To be done:
Looking at the listing, state how many of its lines contain the string "React". Write only the number.

----------

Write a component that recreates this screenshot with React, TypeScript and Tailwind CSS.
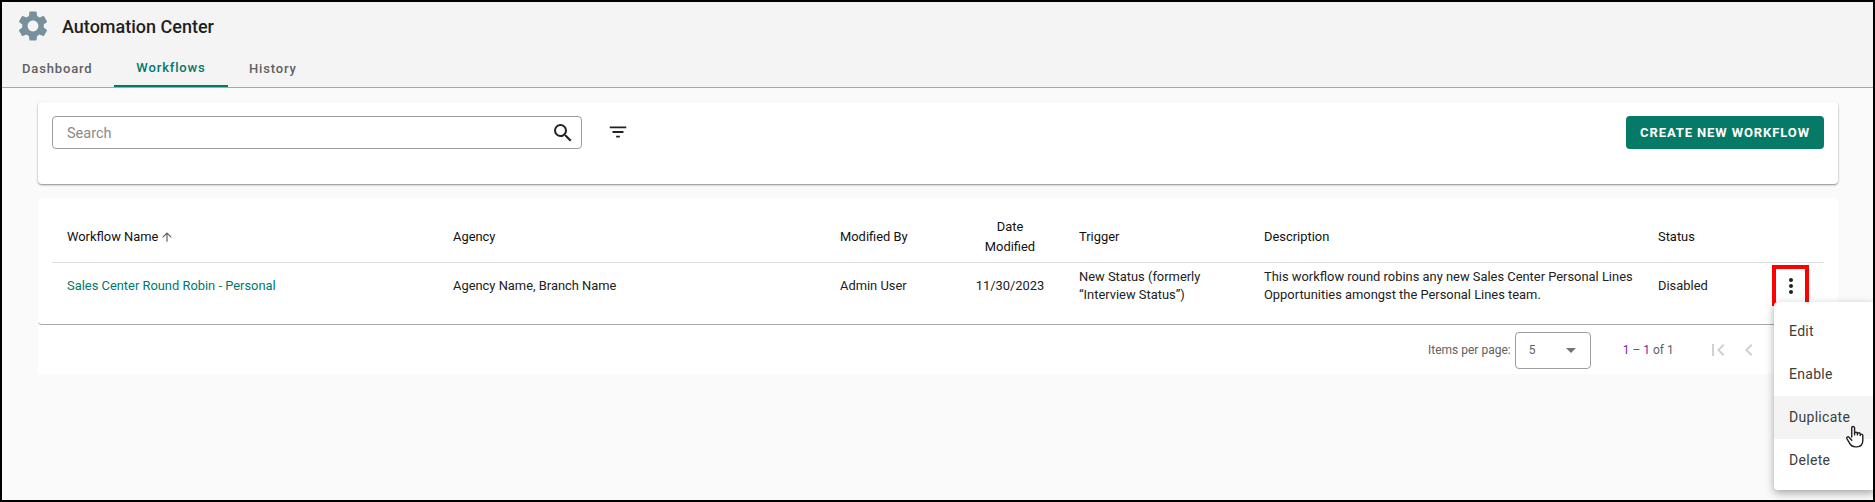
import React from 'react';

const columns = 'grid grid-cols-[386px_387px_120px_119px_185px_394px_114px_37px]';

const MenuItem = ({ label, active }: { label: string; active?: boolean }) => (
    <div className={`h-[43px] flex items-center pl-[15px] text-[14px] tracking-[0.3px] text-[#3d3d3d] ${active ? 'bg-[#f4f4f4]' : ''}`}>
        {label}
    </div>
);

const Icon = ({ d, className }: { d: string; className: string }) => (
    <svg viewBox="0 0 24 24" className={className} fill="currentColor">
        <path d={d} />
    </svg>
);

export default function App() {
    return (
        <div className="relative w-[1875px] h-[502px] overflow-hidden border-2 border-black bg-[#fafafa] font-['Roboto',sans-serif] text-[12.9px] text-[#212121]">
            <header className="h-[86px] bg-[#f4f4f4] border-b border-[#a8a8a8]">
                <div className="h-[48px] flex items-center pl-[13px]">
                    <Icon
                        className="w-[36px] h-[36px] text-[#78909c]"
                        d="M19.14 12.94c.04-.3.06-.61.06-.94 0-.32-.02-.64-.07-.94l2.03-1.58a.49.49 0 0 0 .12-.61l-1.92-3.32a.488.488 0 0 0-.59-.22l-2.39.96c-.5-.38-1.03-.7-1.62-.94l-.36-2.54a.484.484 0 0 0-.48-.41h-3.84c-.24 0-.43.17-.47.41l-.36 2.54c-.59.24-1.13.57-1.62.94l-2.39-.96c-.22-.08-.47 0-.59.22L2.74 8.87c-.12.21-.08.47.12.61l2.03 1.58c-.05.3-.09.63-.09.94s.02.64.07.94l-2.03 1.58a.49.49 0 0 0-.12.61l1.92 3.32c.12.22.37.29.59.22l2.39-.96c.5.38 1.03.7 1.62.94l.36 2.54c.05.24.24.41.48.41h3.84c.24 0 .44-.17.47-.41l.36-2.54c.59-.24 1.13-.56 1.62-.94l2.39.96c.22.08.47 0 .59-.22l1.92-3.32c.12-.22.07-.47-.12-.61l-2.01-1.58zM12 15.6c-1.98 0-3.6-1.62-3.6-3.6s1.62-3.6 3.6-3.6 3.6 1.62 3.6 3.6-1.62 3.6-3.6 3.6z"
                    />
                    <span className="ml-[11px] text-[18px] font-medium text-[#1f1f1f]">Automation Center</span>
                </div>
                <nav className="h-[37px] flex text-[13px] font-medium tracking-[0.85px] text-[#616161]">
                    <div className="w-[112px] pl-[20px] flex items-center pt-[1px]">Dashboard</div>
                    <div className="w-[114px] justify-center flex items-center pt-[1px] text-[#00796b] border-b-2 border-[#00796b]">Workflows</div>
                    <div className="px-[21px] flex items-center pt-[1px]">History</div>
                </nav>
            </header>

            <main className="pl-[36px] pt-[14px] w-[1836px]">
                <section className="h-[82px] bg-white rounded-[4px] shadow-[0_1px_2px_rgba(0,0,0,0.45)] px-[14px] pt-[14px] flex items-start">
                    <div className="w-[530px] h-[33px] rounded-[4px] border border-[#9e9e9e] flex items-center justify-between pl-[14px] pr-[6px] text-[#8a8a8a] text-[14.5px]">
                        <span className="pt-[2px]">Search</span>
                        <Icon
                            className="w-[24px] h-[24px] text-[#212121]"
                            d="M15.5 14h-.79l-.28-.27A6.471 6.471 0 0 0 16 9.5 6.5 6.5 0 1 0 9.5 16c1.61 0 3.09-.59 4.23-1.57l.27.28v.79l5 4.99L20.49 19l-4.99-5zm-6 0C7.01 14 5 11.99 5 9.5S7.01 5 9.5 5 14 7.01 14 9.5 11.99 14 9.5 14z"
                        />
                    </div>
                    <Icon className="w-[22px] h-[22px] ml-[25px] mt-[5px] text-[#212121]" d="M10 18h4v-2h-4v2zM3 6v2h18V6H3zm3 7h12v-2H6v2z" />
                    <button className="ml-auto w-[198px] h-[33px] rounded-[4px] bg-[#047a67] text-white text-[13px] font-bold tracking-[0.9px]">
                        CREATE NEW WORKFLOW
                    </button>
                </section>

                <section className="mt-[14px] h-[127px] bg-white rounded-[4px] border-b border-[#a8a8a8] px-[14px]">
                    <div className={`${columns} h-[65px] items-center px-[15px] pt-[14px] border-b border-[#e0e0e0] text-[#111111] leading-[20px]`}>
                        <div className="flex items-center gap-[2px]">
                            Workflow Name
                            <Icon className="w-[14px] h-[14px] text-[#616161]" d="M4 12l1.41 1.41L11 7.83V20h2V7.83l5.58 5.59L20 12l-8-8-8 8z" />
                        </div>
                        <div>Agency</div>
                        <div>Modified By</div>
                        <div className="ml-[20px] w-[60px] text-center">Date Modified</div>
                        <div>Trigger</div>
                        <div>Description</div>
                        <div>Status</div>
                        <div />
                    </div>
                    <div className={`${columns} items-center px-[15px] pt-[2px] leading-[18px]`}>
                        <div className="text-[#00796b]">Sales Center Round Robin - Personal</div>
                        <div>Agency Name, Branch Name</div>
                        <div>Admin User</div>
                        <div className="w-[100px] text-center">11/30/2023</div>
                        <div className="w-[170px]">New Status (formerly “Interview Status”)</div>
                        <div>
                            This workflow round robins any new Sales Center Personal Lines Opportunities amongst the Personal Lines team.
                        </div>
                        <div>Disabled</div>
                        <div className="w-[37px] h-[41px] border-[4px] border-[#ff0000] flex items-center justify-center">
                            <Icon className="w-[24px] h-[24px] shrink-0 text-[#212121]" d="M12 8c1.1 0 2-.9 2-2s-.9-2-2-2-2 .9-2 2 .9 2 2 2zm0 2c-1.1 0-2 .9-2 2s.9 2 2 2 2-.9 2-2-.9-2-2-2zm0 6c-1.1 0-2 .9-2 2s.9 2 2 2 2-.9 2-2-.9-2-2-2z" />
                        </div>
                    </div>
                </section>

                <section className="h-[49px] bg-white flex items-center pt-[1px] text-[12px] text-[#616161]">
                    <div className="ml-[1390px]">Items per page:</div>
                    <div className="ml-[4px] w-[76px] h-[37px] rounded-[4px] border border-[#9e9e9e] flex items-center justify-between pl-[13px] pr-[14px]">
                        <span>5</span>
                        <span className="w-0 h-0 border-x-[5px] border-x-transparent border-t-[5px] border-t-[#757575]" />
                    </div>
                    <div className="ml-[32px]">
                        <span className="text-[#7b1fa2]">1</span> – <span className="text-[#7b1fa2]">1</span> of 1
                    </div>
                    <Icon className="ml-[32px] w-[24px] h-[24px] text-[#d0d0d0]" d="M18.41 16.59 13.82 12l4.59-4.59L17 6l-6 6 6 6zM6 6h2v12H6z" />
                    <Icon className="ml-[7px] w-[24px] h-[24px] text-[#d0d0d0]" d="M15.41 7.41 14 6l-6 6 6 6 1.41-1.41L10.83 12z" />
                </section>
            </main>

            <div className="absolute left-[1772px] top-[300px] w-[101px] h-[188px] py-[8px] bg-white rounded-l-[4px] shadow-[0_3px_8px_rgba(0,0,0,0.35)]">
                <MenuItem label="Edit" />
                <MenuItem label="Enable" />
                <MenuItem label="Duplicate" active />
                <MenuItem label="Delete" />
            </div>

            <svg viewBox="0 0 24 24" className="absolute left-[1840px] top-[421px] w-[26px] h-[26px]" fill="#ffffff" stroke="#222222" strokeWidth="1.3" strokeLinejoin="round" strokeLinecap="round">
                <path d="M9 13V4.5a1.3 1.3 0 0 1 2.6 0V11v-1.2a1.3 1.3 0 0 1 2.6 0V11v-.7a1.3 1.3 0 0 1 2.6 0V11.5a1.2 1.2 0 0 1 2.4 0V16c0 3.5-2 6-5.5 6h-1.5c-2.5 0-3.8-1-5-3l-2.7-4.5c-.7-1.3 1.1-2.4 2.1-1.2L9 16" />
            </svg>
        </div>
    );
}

----------

Solution to this problem:
2